Sebelumnya diberitakan, Menteri Pariwisata dan Ekonomi Kreatif (Menparekraf) Sandiaga Uno kembali merespons gaduh ketetapan pajak hiburan yang besarannya antara 40--75 persen. Ia menyadari isu tersebut sangat sensitif sehingga berdampak langsung pada dunia pariwisata, termasuk bisa membuat wisatawan enggan berkunjung.
Advertisement
Respons Menparekraf Soal Pajak Hiburan 40 Persen
Sandi berharap semua pihak tidak terlalu berpolemik yang menimbulkan persepsi negatif. "Saya khawatir kalau kita terus mengekskalasi ini, akhirnya nanti wisatawan melihat ada situasi yang tidak kondusif di Indonesia, terlebih sekarang kita menjadi sorotan setelah kita berhasil bangkit," kata Sandiaga seusai Weekly Brief with Sandi Uno (WBSU) di Jakarta, Senin, 15 Januari 2024.
Ia meminta semua pihak mempromosikan bahwa pariwisata Indonesia berkualitas dan berkelanjutan. Sejauh ini, pihaknya fokus mensosialisasikan pajak wisata sebesar Rp150 ribu untuk wisatawan mancanegara yang berkunjung ke Bali. Aturan itu mulai berlaku pada 14 Februari 2024.
"Di samping itu, tidak ada lagi tambahan per hari ini dan tidak ada kenaikan dari jasa-jasa pariwisata yang ditawarkan selama mereka berwisata, sembari kita menunggu dan menata kembali sektor hiburan parekraf," ujarnya.
Di sisi lain, Sandi mengimbau agar pemerintah daerah tidak buru-buru menerapkan aturan baru pajak hiburan menurut pasal 58 Undang-Undang Nomor 1 Tahun 2022 tentang Hubungan Keuangan antara Pemerintah Pusat dan Pemerintah Daerah (HKPD). Hal ini lantaran sejumlah pihak, terutama pengusaha spa, tengah mengajukan judicial review (JR) ke Mahkamah Konstitusi (MK).
Proses Judicial Review ke MK
"Prosesnya ini baru 3 Januari dimasukkan dan sedang dipersiapkan jadwal pembahasannya. Jadi, mohon kita bersabar dan di saat yang sama, mari kita gunakan kesempatan ini untuk berdiskusi mencari sebuah solusi yang memajukan industri parekraf, tetapi juga bisa membantu memperkuat keuangan negara," kata Sandi.
Sandi mengungkap yang dapat dilakukan Kemenparekraf saat ini menyuarakan, memfasilitasi, dan berkolaborasi dengan Pemda sembari menunggu putusan MK atas judicial review yang dilakukan. Ia mengingatkan bahwa pariwisata Indonesia harus berdaya saing sehingga mampu menarik wisatawan-wisatawan yang berdampak pada ekonomi lokal dan penciptaan lapangan kerja.

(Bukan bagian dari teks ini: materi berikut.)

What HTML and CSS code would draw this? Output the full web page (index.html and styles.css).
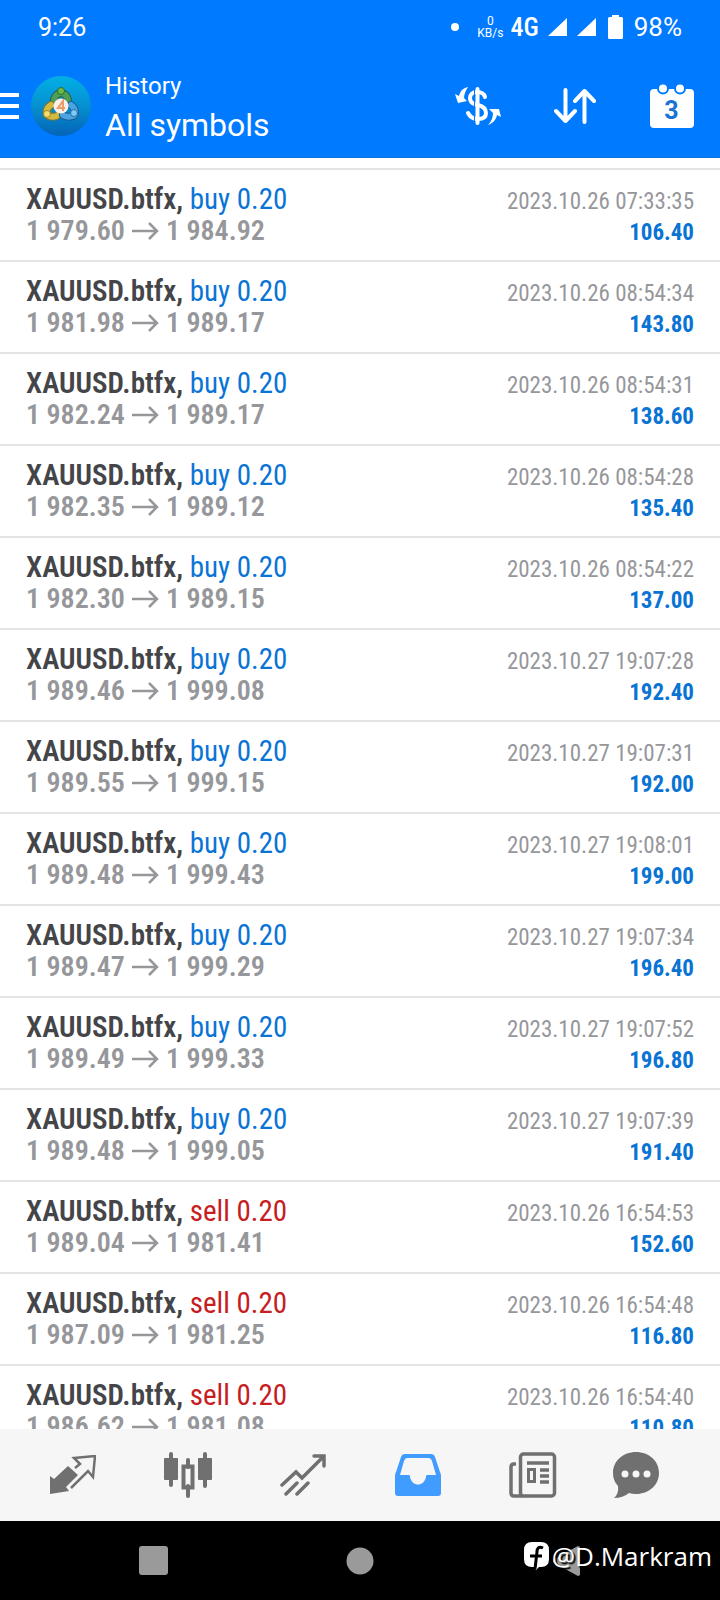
FILE: index.html
```html
<!DOCTYPE html>
<html lang="en">
<head>
<meta charset="utf-8">
<meta name="viewport" content="width=device-width, initial-scale=1">
<title>History</title>
<link rel="stylesheet" href="styles.css">
</head>
<body>
<header class="top">
  <div class="status">
    <span class="clock">9:26</span>
    <span class="dot"></span>
    <span class="rate"><span>0</span><span>KB/s</span></span>
    <span class="network">4G</span>
    <svg class="signal" width="48" height="18" viewBox="0 0 48 18"><path d="M0 18 19 0v18zM29 18 48 0v18z" fill="#fff"/></svg>
    <svg class="battery" width="15" height="24" viewBox="0 0 15 24"><path d="M4 0h7v2h2.500a1.500 1.500 0 0 1 1.500 1.500v19a1.500 1.500 0 0 1-1.500 1.500h-12A1.500 1.500 0 0 1 0 22.500v-19A1.500 1.500 0 0 1 1.500 2H4z" fill="#fff"/></svg>
    <span class="percent">98%</span>
  </div>
  <div class="appbar">
    <button class="menu" aria-label="Menu"><svg width="19" height="28" viewBox="0 0 19 28"><path d="M0 3h19M0 14h19M0 25h19" stroke="#fff" stroke-width="4"/></svg></button>
    <svg class="logo" width="60" height="60" viewBox="0 0 60 60">
      <defs><linearGradient id="sky" x1="0" y1="0" x2="0" y2="1"><stop offset="0" stop-color="#02b0e6"/><stop offset=".5" stop-color="#0590d0"/><stop offset="1" stop-color="#0564b8"/></linearGradient></defs>
      <circle cx="30" cy="30" r="30" fill="url(#sky)"/>
      <g stroke-linecap="round" fill="none">
        <path d="M23 27c-1-13 15-13 14 0" stroke="#245f4c" stroke-width="8"/>
        <path d="M23 27c-1-13 15-13 14 0" stroke="#4f9e55" stroke-width="6"/>
        <path d="M20 29c-5 3-6 9-2 11 3 1 7 1 9-1" stroke="#7a7433" stroke-width="8"/>
        <path d="M20 29c-5 3-6 9-2 11 3 1 7 1 9-1" stroke="#d4bb40" stroke-width="6"/>
        <path d="M40 29c5 4 5 9 2 11-3 1-8 1-10-1" stroke="#1a5c97" stroke-width="8"/>
        <path d="M40 29c5 4 5 9 2 11-3 1-8 1-10-1" stroke="#4ba3df" stroke-width="6"/>
      </g>
      <circle cx="30" cy="15" r="3.500" fill="#6dbb45" stroke="#276b35"/>
      <circle cx="16" cy="38" r="3.500" fill="#f7db6c" stroke="#9b8524"/>
      <circle cx="43" cy="37" r="3.500" fill="#7ccaf8" stroke="#286da5"/>
      <circle cx="30" cy="30" r="7.500" fill="#f8f0e9"/>
      <path d="M32 35v-10l-5 7h7" fill="none" stroke="#ee9a68" stroke-width="2"/>
    </svg>
    <h1 class="titles"><span class="section">History</span><span class="filter">All symbols</span></h1>
    <button class="action" aria-label="Currency"><svg width="46" height="38" viewBox="0 0 46 38">
      <path d="M22.500 2v34" stroke="#fff" stroke-width="4" stroke-linecap="round"/>
      <path d="M30 10c-1-4-4-5-8-5-5 0-7 3-7 6 0 5 4 6 8 7s8 3 8 8-4 6-8 6c-5 0-8-2-10-6" fill="none" stroke="#fff" stroke-width="4" stroke-linecap="round"/>
      <path d="M19.500 3v32" stroke="#007aff" stroke-width="1"/>
      <path d="M13 0C8 1 5 4 4 9L0 7l3 9 9-2-3-3c0-4 2-8 4-11zM33 38c5-2 8-5 9-10l4 2-2-8-10 0 4 4c0 5-2 9-5 12z" fill="#fff"/>
    </svg></button>
    <button class="action" aria-label="Sort"><svg width="42" height="36" viewBox="0 0 42 36"><path d="M11.500 2v31M2 23l9.500 10 9.500-10M30.500 34V3M21 13l9.500-10L40 13" fill="none" stroke="#fff" stroke-width="4" stroke-linecap="round" stroke-linejoin="round"/></svg></button>
    <button class="action calendar" aria-label="Calendar, 3"><svg width="44" height="44" viewBox="0 0 44 44"><rect y="5" width="44" height="39" rx="4" fill="#fff"/><g fill="#fff" stroke="#007aff" stroke-width="2"><circle cx="13" cy="4.500" r="5"/><circle cx="30" cy="4.500" r="5"/></g></svg><span class="day">3</span></button>
  </div>
</header>
<main class="history"><ul class="deals" id="deals"></ul></main>
<nav class="tabs">
  <button class="tab" aria-label="Quotes"><svg width="46" height="40" viewBox="0 0 46 40"><path d="M18 11l10 9-12 12 3 4-19 3V21l4 3z" fill="#707070"/><path d="M25 13l5-4-6-6 21-2-2 21-5-6-17 17" fill="none" stroke="#707070" stroke-width="2.500"/></svg></button>
  <button class="tab" aria-label="Charts"><svg width="48" height="46" viewBox="0 0 48 46"><path d="M7 2v31M41 2v32M24 8v7M24 34v10" stroke="#707070" stroke-width="4" stroke-linecap="round"/><rect y="6" width="14" height="22" rx="1" fill="#707070"/><rect x="34" y="6" width="14" height="22" rx="1" fill="#707070"/><rect x="19.500" y="14.500" width="9" height="21" fill="none" stroke="#707070" stroke-width="4"/></svg></button>
  <button class="tab" aria-label="Trade"><svg width="46" height="44" viewBox="0 0 46 44"><path d="M2 32l14-13 6 6L43 4M34 3h10v10M6 41l11-11M17 41l11-11" fill="none" stroke="#707070" stroke-width="3.500" stroke-linecap="round"/></svg></button>
  <button class="tab" aria-label="History" aria-current="page"><svg width="46" height="42" viewBox="0 0 46 42"><path fill-rule="evenodd" d="M10 0h26q3 0 4 3l5 15q1 2 1 4v17q0 3-3 3H3q-3 0-3-3V22q0-2 1-4L6 3q1-3 4-3zM12 4q-2 0-3 3L5 21h9c1 0 1 1 1 2 2 10 14 10 16 0 0-1 0-2 1-2h9L37 7q-1-3-3-3z" fill="#409cff"/></svg></button>
  <button class="tab" aria-label="News"><svg width="48" height="46" viewBox="0 0 48 46"><g fill="none" stroke="#707070" stroke-width="3.500"><rect x="11.500" y="2" width="34" height="42" rx="3"/><path d="M7 12H5q-3 0-3 3v26q0 3 3 3h9M18 11h22M31 18h9M31 24h9M31 30h9"/></g><path fill-rule="evenodd" d="M18 16h9v15h-9zM21 19v9h3v-9z" fill="#707070"/></svg></button>
  <button class="tab last" aria-label="Messages"><svg width="46" height="46" viewBox="0 0 46 46"><path d="M23 0c13 0 23 9 23 21S36 42 23 42q-4 0-7-1-6 5-15 5 5-4 4-12-5-5-5-13C0 9 10 0 23 0z" fill="#707070"/><g fill="#f6f6f6"><circle cx="12" cy="22" r="3.500"/><circle cx="23" cy="22" r="3.500"/><circle cx="34" cy="22" r="3.500"/></g></svg></button>
</nav>
<footer class="system">
  <button class="key" aria-label="Recent apps"><svg width="29" height="29" viewBox="0 0 29 29"><rect width="29" height="29" rx="3" fill="#9a9a9a"/></svg></button>
  <button class="key" aria-label="Home"><svg width="28" height="28" viewBox="0 0 28 28"><circle cx="14" cy="14" r="13.500" fill="#9a9a9a"/></svg></button>
  <button class="key" aria-label="Back"><svg width="28" height="30" viewBox="0 0 28 30"><path d="M1 13 25 0q2 0 2 2v26q0 2-2 2L1 17q-2-2 0-4z" fill="#9a9a9a"/></svg></button>
  <div class="credit"><svg width="25" height="28" viewBox="0 0 25 28"><path d="M8 0h9q8 0 8 8v9q0 8-8 8h-2l-3 3-1-3H8q-8 0-8-8V8q0-8 8-8z" fill="#fff"/><path d="M19 6c-4-2-6 0-6 4l-2 17M6 14h12" fill="none" stroke="#000" stroke-width="3"/></svg><span>@D.Markram</span></div>
</footer>
<script src="deals.js"></script>
</body>
</html>
```
FILE: styles.css
```css
* { box-sizing: border-box; }
body {
  margin: 0;
  height: 100vh;
  display: flex;
  flex-direction: column;
  overflow: hidden;
  background: #fff;
  font-family: Roboto, "Liberation Sans", sans-serif;
}
button {
  border: 0;
  padding: 0;
  background: none;
  font: inherit;
  color: inherit;
  display: flex;
  align-items: center;
  justify-content: center;
}
svg { display: block; flex: none; }
.top {
  flex: none;
  background: #007aff;
  color: #fff;
  border-bottom: 1px solid #0870d8;
}
.status {
  height: 54px;
  padding: 0 38px;
  display: flex;
  align-items: center;
  font-size: 25px;
}
.clock { margin-right: auto; }
.dot {
  width: 8px;
  height: 8px;
  margin-right: 18px;
  border-radius: 50%;
  background: #fff;
}
.rate {
  display: flex;
  flex-direction: column;
  align-items: center;
  margin-right: 7px;
  font-size: 12px;
  line-height: 12px;
}
.network {
  margin-right: 9px;
  font-family: "Roboto Condensed", "Liberation Sans Narrow", sans-serif;
  font-size: 26px;
  font-weight: 500;
}
.signal { margin-right: 12px; }
.battery { margin-right: 11px; }
.percent { font-size: 26px; }
.appbar {
  height: 103px;
  display: flex;
  align-items: center;
}
.menu { margin-right: 12px; }
.titles {
  margin: 0 auto 0 14px;
  font-weight: 400;
}
.titles span { display: block; }
.section { font-size: 24px; line-height: 38px; }
.filter { font-size: 32px; line-height: 40px; }
.action { width: 97px; height: 97px; }
.calendar { position: relative; }
.day {
  position: absolute;
  inset: 9px 0 0;
  display: flex;
  align-items: center;
  justify-content: center;
  color: #1a73d2;
  font-size: 25px;
  font-weight: 700;
}
.history {
  flex: 1;
  min-height: 0;
  overflow: hidden;
  padding-top: 10px;
}
.deals {
  margin: 0;
  padding: 0;
  list-style: none;
  font-family: "Roboto Condensed", "Liberation Sans Narrow", Roboto, sans-serif;
  border-top: 2px solid #e4e4e4;
}
.deal {
  padding: 13px 26px;
  border-bottom: 2px solid #e4e4e4;
}
.line {
  height: 32px;
  display: flex;
  align-items: baseline;
  justify-content: space-between;
  line-height: 32px;
  white-space: nowrap;
  font-size: 29px;
}
.symbol { color: #444549; font-weight: 600; }
.buy { color: #0a74d4; }
.sell { color: #c5201f; }
.prices {
  display: flex;
  align-items: baseline;
  gap: 7px;
  color: #96979b;
  font-size: 28px;
  font-weight: 600;
}
.time { color: #96979b; font-size: 23px; }
.profit { color: #0a74d4; font-size: 23px; font-weight: 700; }
.tabs {
  flex: none;
  height: 92px;
  padding: 0 38px 0 15px;
  display: flex;
  background: #f6f6f6;
}
.tab { flex: 115; }
.last { flex: 92; }
.system {
  flex: none;
  position: relative;
  height: 79px;
  padding: 0 50px;
  display: flex;
  background: #000;
}
.key { flex: 1; }
.credit {
  position: absolute;
  right: 8px;
  top: 16px;
  display: flex;
  align-items: center;
  gap: 3px;
  color: #fff;
  font-family: "Open Sans", sans-serif;
  font-size: 26px;
  line-height: 38px;
  text-shadow: 2px 2px 1px #000;
}
```
FILE: deals.js
```js
const deals = [
  ["buy", "1 979.60", "1 984.92", "2023.10.26 07:33:35", "106.40"],
  ["buy", "1 981.98", "1 989.17", "2023.10.26 08:54:34", "143.80"],
  ["buy", "1 982.24", "1 989.17", "2023.10.26 08:54:31", "138.60"],
  ["buy", "1 982.35", "1 989.12", "2023.10.26 08:54:28", "135.40"],
  ["buy", "1 982.30", "1 989.15", "2023.10.26 08:54:22", "137.00"],
  ["buy", "1 989.46", "1 999.08", "2023.10.27 19:07:28", "192.40"],
  ["buy", "1 989.55", "1 999.15", "2023.10.27 19:07:31", "192.00"],
  ["buy", "1 989.48", "1 999.43", "2023.10.27 19:08:01", "199.00"],
  ["buy", "1 989.47", "1 999.29", "2023.10.27 19:07:34", "196.40"],
  ["buy", "1 989.49", "1 999.33", "2023.10.27 19:07:52", "196.80"],
  ["buy", "1 989.48", "1 999.05", "2023.10.27 19:07:39", "191.40"],
  ["sell", "1 989.04", "1 981.41", "2023.10.26 16:54:53", "152.60"],
  ["sell", "1 987.09", "1 981.25", "2023.10.26 16:54:48", "116.80"],
  ["sell", "1 986.62", "1 981.08", "2023.10.26 16:54:40", "110.80"]
];
const arrow = '<svg width="27" height="18" viewBox="0 0 27 18"><path d="M0 9h25M17 1l8 8-8 8" fill="none" stroke="#96979b" stroke-width="2.500"/></svg>';
document.getElementById("deals").innerHTML = deals.map(([side, open, close, time, profit]) => `
<li class="deal">
  <div class="line"><span><span class="symbol">XAUUSD.btfx,</span> <span class="${side}">${side} 0.20</span></span><time class="time">${time}</time></div>
  <div class="line"><span class="prices"><span>${open}</span>${arrow}<span>${close}</span></span><span class="profit">${profit}</span></div>
</li>`).join("");
```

"Kalau usahanya dibebani terlalu besar pajaknya, ini enggak sehat, enggak kondusif. Jadi, harus dicari suatu titik equlibrium di mana mereka bisa berusaha, tetap membuka lapangan kerja, tapi juga membayar komitmen terhadap penerimaan negara," paparnya.
"Mestinya enggak terlalu jauh dari mereka, yaitu 20--25 persen. Mungkin itu yang pas untuk industri," katanya.